--- start ---

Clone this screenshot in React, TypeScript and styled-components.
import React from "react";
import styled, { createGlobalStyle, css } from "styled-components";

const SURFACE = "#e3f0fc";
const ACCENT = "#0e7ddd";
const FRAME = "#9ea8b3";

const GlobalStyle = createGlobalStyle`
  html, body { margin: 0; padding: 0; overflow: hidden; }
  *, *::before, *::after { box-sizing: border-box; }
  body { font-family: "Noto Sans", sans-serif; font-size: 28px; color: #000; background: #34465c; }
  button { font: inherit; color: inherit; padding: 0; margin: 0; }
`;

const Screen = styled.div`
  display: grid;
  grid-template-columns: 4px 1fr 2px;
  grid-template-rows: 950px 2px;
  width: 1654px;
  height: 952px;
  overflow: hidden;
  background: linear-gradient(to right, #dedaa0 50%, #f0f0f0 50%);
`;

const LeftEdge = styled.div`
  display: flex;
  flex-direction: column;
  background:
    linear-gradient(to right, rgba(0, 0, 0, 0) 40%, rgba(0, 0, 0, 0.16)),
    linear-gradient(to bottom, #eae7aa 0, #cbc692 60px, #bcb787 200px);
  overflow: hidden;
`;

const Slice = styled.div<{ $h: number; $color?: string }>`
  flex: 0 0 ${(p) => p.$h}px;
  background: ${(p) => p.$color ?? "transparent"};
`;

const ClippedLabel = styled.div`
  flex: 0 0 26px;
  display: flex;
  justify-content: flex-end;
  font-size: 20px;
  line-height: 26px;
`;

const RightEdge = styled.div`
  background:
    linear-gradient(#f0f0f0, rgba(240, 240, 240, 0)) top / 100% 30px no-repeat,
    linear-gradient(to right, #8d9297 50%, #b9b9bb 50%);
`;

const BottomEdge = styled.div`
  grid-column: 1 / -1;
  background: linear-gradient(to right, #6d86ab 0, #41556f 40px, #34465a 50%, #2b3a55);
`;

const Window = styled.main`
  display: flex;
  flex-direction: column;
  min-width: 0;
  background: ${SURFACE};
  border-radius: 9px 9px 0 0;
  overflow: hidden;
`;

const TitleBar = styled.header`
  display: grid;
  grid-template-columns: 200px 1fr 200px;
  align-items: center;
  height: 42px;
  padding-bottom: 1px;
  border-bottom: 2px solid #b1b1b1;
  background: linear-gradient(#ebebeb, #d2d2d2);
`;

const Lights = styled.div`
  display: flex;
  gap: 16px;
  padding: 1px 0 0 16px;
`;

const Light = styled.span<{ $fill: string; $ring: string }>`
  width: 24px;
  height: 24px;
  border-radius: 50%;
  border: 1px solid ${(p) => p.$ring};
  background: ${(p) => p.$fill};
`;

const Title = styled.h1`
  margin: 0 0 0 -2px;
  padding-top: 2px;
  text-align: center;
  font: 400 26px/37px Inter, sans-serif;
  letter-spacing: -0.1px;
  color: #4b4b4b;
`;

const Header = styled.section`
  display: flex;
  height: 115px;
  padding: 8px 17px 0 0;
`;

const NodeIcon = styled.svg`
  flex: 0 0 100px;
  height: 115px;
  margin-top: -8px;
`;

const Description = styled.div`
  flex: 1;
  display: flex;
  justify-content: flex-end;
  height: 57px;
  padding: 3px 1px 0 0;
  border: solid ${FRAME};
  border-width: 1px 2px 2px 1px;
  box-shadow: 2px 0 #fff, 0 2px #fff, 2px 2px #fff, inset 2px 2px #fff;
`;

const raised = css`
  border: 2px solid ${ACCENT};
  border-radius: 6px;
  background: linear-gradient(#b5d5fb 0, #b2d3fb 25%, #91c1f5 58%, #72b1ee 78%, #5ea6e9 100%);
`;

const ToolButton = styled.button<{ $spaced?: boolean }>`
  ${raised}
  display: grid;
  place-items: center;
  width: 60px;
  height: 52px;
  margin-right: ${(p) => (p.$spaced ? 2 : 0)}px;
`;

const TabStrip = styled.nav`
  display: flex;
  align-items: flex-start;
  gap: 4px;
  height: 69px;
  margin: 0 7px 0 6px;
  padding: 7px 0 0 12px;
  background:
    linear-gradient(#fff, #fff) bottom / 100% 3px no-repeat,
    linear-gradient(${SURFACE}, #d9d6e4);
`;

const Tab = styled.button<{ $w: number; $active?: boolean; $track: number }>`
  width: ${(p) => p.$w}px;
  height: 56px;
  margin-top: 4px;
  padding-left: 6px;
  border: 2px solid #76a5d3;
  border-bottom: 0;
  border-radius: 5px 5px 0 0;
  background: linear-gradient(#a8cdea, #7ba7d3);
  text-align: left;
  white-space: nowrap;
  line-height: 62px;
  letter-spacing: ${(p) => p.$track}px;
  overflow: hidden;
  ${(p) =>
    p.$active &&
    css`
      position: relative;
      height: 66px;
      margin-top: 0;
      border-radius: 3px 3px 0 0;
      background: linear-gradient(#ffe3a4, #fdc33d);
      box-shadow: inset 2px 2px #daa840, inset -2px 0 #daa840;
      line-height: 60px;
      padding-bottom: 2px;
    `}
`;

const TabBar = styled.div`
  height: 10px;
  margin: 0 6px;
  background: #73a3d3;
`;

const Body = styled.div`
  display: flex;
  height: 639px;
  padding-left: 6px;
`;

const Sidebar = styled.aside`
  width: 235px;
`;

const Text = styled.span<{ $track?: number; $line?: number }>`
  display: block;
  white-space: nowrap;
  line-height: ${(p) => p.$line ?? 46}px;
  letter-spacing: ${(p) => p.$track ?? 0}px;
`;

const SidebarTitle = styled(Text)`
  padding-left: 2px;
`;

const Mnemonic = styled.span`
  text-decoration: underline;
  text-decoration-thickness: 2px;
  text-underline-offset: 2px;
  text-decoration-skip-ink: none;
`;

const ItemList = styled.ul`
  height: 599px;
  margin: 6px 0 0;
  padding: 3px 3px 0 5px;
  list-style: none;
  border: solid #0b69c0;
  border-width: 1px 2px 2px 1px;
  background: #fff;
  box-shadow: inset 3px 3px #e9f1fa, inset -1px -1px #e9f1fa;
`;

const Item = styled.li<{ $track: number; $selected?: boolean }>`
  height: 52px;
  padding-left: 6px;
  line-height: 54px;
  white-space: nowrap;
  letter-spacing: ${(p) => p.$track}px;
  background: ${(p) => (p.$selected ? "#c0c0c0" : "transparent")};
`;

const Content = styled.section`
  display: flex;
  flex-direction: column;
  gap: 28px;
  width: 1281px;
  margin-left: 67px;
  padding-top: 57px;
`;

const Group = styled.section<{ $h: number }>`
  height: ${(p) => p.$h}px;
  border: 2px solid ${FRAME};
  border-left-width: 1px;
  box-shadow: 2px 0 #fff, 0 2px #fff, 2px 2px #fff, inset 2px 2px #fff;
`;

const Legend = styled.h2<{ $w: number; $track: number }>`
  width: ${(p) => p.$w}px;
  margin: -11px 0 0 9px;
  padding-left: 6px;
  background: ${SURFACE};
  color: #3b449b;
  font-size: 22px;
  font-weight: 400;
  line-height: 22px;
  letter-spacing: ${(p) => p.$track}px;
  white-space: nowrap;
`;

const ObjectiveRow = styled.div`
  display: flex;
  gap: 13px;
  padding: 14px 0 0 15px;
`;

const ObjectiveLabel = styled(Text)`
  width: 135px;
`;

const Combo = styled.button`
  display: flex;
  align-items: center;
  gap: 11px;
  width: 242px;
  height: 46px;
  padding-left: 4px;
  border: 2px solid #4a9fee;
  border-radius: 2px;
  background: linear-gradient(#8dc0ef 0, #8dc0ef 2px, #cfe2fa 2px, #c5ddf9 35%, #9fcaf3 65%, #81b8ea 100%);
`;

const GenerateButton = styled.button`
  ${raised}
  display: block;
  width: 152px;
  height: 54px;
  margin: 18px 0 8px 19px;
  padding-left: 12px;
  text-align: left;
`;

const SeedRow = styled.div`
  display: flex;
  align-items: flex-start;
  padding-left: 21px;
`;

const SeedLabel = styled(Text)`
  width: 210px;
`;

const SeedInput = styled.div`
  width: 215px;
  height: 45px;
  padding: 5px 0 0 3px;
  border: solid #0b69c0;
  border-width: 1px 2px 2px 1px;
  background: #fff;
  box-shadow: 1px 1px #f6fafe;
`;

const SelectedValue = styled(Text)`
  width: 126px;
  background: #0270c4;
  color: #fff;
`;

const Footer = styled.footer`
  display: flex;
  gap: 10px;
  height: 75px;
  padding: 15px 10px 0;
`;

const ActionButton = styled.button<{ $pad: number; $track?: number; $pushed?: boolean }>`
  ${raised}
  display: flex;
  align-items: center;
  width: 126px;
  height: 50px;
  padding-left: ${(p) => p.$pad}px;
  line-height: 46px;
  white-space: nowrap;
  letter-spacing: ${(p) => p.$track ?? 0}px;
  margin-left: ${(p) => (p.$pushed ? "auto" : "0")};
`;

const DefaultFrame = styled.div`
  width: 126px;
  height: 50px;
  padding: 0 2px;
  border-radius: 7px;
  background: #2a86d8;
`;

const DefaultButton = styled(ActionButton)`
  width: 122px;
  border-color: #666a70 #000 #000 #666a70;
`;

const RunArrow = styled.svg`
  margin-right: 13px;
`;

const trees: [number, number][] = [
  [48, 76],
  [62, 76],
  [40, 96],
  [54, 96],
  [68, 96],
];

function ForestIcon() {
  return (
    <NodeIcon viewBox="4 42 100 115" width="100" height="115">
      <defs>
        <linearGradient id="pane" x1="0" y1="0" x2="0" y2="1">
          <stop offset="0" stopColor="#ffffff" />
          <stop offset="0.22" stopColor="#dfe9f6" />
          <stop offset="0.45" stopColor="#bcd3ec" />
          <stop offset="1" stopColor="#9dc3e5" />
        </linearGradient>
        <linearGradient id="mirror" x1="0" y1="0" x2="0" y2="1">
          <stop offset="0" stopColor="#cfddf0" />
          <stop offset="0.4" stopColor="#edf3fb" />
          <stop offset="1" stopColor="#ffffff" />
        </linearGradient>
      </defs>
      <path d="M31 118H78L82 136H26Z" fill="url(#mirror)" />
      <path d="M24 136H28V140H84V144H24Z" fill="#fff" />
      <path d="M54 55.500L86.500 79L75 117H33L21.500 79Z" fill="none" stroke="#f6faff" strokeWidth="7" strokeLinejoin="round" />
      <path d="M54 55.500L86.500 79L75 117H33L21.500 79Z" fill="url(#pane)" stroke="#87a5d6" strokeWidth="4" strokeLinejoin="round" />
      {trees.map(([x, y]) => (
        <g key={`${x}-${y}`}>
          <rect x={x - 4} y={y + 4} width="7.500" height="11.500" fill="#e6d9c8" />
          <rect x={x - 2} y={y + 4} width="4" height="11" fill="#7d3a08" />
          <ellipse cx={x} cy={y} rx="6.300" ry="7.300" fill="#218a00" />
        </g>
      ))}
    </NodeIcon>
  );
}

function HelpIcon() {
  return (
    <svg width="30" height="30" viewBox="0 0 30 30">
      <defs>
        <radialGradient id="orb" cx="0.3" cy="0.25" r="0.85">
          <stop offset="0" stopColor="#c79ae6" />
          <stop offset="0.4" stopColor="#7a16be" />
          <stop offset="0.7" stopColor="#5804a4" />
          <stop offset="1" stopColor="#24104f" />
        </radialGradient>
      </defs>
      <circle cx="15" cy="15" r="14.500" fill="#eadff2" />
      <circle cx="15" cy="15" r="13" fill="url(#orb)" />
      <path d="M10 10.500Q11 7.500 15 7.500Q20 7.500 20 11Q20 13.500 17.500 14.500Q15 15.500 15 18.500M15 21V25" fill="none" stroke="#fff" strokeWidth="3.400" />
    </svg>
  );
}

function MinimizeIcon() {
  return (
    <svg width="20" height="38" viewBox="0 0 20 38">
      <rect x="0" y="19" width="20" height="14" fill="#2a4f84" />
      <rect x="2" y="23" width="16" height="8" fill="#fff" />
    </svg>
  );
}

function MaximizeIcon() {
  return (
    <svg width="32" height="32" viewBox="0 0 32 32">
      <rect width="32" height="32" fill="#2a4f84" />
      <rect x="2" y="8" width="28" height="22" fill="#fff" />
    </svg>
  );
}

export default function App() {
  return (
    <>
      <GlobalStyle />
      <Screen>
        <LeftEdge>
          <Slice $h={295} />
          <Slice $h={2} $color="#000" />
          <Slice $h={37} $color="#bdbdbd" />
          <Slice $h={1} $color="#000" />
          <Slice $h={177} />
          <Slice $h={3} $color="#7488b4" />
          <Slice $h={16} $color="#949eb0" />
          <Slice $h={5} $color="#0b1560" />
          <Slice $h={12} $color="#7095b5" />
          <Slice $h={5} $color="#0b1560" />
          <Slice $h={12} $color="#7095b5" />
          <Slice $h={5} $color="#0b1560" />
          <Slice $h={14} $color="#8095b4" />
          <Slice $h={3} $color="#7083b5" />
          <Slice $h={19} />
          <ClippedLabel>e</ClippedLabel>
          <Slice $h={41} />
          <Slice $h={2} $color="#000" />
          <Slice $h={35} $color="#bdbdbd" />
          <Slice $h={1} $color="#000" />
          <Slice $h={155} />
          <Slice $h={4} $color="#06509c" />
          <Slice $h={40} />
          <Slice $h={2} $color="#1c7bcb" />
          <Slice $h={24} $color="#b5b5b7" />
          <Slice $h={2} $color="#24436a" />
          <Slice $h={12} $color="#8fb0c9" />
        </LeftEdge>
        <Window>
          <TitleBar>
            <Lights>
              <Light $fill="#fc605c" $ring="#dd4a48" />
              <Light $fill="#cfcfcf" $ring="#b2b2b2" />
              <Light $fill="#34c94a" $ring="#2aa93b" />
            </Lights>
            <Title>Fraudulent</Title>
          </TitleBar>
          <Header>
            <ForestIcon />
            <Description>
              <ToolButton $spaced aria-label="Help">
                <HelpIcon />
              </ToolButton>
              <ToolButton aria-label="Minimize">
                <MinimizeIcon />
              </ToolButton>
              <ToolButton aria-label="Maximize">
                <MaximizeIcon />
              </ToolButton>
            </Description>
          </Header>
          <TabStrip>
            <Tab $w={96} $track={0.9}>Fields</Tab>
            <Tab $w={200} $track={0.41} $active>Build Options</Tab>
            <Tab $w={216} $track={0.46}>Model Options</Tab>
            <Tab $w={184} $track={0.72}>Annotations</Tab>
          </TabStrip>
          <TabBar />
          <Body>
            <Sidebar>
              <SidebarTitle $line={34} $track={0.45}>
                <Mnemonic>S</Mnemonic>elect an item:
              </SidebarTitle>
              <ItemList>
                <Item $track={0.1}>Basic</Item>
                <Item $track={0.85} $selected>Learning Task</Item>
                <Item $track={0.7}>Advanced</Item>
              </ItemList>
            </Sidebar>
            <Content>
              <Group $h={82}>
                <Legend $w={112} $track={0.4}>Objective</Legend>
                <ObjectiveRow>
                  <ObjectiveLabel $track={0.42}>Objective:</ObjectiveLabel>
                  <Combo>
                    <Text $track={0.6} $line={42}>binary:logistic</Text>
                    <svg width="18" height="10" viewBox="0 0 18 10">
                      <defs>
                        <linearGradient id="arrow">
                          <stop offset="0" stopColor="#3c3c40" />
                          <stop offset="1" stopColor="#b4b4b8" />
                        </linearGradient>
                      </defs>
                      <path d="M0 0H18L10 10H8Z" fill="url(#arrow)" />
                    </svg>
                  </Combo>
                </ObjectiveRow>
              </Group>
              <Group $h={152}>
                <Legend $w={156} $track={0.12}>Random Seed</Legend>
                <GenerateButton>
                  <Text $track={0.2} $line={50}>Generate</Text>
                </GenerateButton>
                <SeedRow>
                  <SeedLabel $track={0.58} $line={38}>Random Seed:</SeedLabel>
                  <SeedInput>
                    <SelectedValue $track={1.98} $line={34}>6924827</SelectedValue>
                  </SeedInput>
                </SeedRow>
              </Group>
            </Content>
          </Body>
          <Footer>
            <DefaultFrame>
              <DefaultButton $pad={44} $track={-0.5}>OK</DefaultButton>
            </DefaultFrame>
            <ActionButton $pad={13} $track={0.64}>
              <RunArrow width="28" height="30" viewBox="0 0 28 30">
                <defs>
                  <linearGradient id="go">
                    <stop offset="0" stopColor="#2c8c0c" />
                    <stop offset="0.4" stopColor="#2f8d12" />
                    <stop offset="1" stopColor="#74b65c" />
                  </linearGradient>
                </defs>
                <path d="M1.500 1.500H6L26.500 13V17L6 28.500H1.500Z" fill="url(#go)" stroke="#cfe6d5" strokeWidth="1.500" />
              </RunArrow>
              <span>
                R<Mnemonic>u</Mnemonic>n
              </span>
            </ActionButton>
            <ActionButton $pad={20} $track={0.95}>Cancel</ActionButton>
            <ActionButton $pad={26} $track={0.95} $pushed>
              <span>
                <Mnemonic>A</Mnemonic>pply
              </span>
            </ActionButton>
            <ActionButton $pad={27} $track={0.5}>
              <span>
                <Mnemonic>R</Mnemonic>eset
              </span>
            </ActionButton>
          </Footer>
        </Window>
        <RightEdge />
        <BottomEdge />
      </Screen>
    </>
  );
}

--- end ---

Lines that include the word "components" are to be extracted from the data above.

Clone this screenshot in React, TypeScript and styled-components.
import styled, { createGlobalStyle, css } from "styled-components";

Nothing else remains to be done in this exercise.